The xfs_irecover tool has been relicensed so that it can be merged into the GPLv2 codebase of xfsprogs, but the actual integration work hasn't happened yet.
Important bits of XFS documentation that have been available on the XFS website in PDF form have been released in the document source form under the Creative Commons license so that they can be updated as a community effort, and checked into a public git tree.
XFS status update for January 2009[edit | edit source]

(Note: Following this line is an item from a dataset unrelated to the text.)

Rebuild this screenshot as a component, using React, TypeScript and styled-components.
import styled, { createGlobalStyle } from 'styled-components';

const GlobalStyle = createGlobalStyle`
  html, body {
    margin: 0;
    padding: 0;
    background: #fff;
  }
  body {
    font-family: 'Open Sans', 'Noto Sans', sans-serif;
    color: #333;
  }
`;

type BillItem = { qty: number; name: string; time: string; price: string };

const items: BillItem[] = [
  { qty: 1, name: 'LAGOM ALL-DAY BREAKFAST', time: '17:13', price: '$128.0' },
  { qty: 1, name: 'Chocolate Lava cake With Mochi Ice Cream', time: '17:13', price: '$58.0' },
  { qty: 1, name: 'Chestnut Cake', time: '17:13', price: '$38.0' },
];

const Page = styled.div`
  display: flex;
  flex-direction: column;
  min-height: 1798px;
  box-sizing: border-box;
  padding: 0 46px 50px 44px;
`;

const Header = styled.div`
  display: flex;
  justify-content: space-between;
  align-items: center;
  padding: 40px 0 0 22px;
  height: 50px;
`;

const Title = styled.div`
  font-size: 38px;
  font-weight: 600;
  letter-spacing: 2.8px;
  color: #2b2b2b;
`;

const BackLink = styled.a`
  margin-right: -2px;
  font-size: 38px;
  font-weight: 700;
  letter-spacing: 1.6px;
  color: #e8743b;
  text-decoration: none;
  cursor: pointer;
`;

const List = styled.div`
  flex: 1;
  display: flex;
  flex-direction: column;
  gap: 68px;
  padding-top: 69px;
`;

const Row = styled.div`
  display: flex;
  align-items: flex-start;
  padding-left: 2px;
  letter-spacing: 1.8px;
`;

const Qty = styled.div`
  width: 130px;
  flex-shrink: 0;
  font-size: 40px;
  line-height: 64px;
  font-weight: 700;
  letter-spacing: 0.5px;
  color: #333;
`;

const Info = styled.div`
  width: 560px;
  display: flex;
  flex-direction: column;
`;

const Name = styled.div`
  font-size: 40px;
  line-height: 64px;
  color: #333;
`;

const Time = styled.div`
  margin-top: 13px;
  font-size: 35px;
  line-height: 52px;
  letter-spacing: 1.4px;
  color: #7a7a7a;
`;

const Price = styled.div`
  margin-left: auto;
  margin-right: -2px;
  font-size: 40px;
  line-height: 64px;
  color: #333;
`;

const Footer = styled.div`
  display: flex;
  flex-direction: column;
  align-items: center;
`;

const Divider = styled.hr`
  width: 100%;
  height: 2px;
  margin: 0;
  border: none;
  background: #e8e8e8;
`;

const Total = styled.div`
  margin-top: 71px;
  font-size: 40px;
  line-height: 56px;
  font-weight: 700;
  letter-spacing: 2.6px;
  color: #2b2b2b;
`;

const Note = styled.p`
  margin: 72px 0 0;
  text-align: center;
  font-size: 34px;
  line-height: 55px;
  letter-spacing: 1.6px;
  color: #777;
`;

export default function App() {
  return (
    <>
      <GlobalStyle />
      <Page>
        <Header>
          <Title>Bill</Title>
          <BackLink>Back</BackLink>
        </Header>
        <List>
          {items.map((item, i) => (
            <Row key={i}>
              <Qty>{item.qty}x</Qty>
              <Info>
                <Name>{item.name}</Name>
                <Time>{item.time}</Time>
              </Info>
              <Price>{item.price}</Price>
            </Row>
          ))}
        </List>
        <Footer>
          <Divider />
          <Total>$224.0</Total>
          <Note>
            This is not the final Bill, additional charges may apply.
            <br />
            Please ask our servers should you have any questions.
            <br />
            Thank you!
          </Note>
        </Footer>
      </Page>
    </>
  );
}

January has been an extremely busy month on the userspace front. Many smaller and medium updates went into xfsprogs, xfstests and to a lesser extent xfsdump. xfsprogs and xfsdump are ramping up for getting a 3.0.0 release out in early February which will include the first major re-sync with the kernel code in libxfs, a cleanup of the exported library interfaces and the move of two tools (xfs_fsr and xfs_estimate) from the xfsdump package to xfsprogs. After this the xfsprogs package will contain all tools that use internal libxfs interfaces which fortunately equates to those needed for normal administration. The xfsdump package now only contains the xfsdump/xfsrestore tools needed for backing up and restoring XFS filesystems. In addition it grew a fix to support dump/restore on systems with a 64k page size. A large number of acl/attr package patches was posted to the list, but pending a possible split of these packages from the XFS project these weren't processed yet.
On the kernel side the big excitement in January was an in-memory corruption introduced in the btree refactoring which hit people running 32bit platforms without support for large block devices. This issue was fixed and pushed to the 2.6.29 development tree after a long collaborative debugging effort at linux.conf.au. Besides that about a dozen minor fixes were pushed to 2.6.29 and the first batch of misc patches for the 2.6.30 release cycle was sent out.
At the end of December the SGI group in Melbourne which the previous XFS maintainer and some other developers worked for has been closed down and they will be missed greatly. As a result maintainership has been passed on in a way that has been slightly controversial in the community, and the first patchset of work in progress in Melbourne have been posted to the list to be picked up by others.
The xfs.org wiki has gotten a little facelift on it's front page making it a lot easier to read.